== Work to be completed ==
Your task is to repeat all of the data exactly while excluding the pictures.

== Provided material ==

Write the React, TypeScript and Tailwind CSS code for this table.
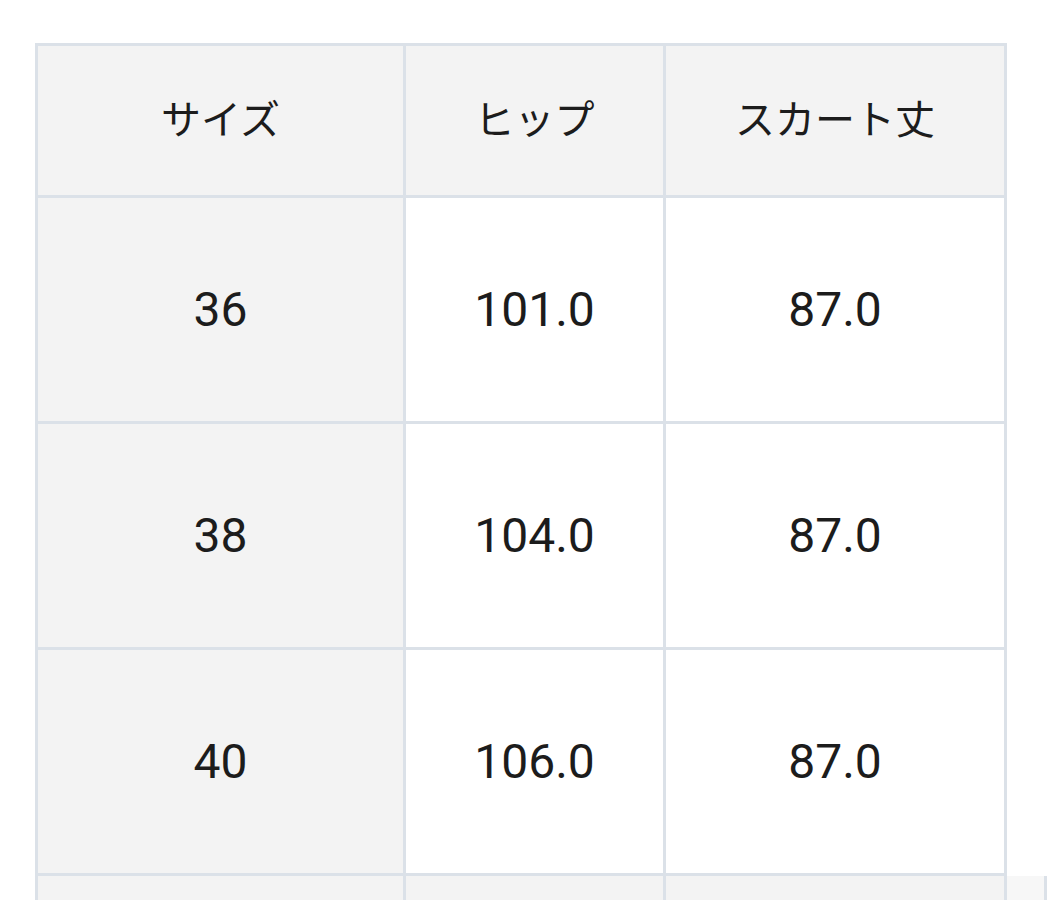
const rows = [
  { size: "36", hip: "101.0", length: "87.0" },
  { size: "38", hip: "104.0", length: "87.0" },
  { size: "40", hip: "106.0", length: "87.0" },
];

const cell = "flex items-center justify-center border-r-[3px] border-b-[3px] border-[#dbe1e8]";
const head = `${cell} h-[155px] border-t-[3px] bg-[#f3f3f3]`;

export default function App() {
  return (
    <div
      className="h-[900px] w-full overflow-hidden bg-white pt-[43px] text-[#1c1c1c]"
      style={{ fontFamily: "Roboto, 'Noto Sans CJK JP', sans-serif" }}
    >
      <div className="ml-[35px] w-max border-l-[3px] border-[#dbe1e8]">
        <div className="grid grid-cols-[368px_260px_341px_40px] text-[40px]">
          <div className={head}>サイズ</div>
          <div className={head}>ヒップ</div>
          <div className={head}>スカート丈</div>
          <div />
        </div>
        {rows.map((r) => (
          <div key={r.size} className="grid grid-cols-[368px_260px_341px_40px] text-[48px]">
            <div className={`${cell} h-[226px] bg-[#f3f3f3]`}>{r.size}</div>
            <div className={`${cell} h-[226px] bg-white`}>{r.hip}</div>
            <div className={`${cell} h-[226px] bg-white`}>{r.length}</div>
            <div />
          </div>
        ))}
        <div className="grid grid-cols-[368px_260px_341px_40px]">
          <div className={`${cell} h-[120px] bg-[#f3f3f3]`} />
          <div className={`${cell} h-[120px] bg-[#f3f3f3]`} />
          <div className={`${cell} h-[120px] bg-[#f3f3f3]`} />
          <div className={`${cell} h-[120px] bg-[#f7f7f7]`} />
        </div>
      </div>
    </div>
  );
}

== Finished exercise ==
Write the React, TypeScript and Tailwind CSS code for this table.
const rows = [
  { size: "36", hip: "101.0", length: "87.0" },
  { size: "38", hip: "104.0", length: "87.0" },
  { size: "40", hip: "106.0", length: "87.0" },
];

const cell = "flex items-center justify-center border-r-[3px] border-b-[3px] border-[#dbe1e8]";
const head = `${cell} h-[155px] border-t-[3px] bg-[#f3f3f3]`;

export default function App() {
  return (
    <div
      className="h-[900px] w-full overflow-hidden bg-white pt-[43px] text-[#1c1c1c]"
      style={{ fontFamily: "Roboto, 'Noto Sans CJK JP', sans-serif" }}
    >
      <div className="ml-[35px] w-max border-l-[3px] border-[#dbe1e8]">
        <div className="grid grid-cols-[368px_260px_341px_40px] text-[40px]">
          <div className={head}>サイズ</div>
          <div className={head}>ヒップ</div>
          <div className={head}>スカート丈</div>
          <div />
        </div>
        {rows.map((r) => (
          <div key={r.size} className="grid grid-cols-[368px_260px_341px_40px] text-[48px]">
            <div className={`${cell} h-[226px] bg-[#f3f3f3]`}>{r.size}</div>
            <div className={`${cell} h-[226px] bg-white`}>{r.hip}</div>
            <div className={`${cell} h-[226px] bg-white`}>{r.length}</div>
            <div />
          </div>
        ))}
        <div className="grid grid-cols-[368px_260px_341px_40px]">
          <div className={`${cell} h-[120px] bg-[#f3f3f3]`} />
          <div className={`${cell} h-[120px] bg-[#f3f3f3]`} />
          <div className={`${cell} h-[120px] bg-[#f3f3f3]`} />
          <div className={`${cell} h-[120px] bg-[#f7f7f7]`} />
        </div>
      </div>
    </div>
  );
}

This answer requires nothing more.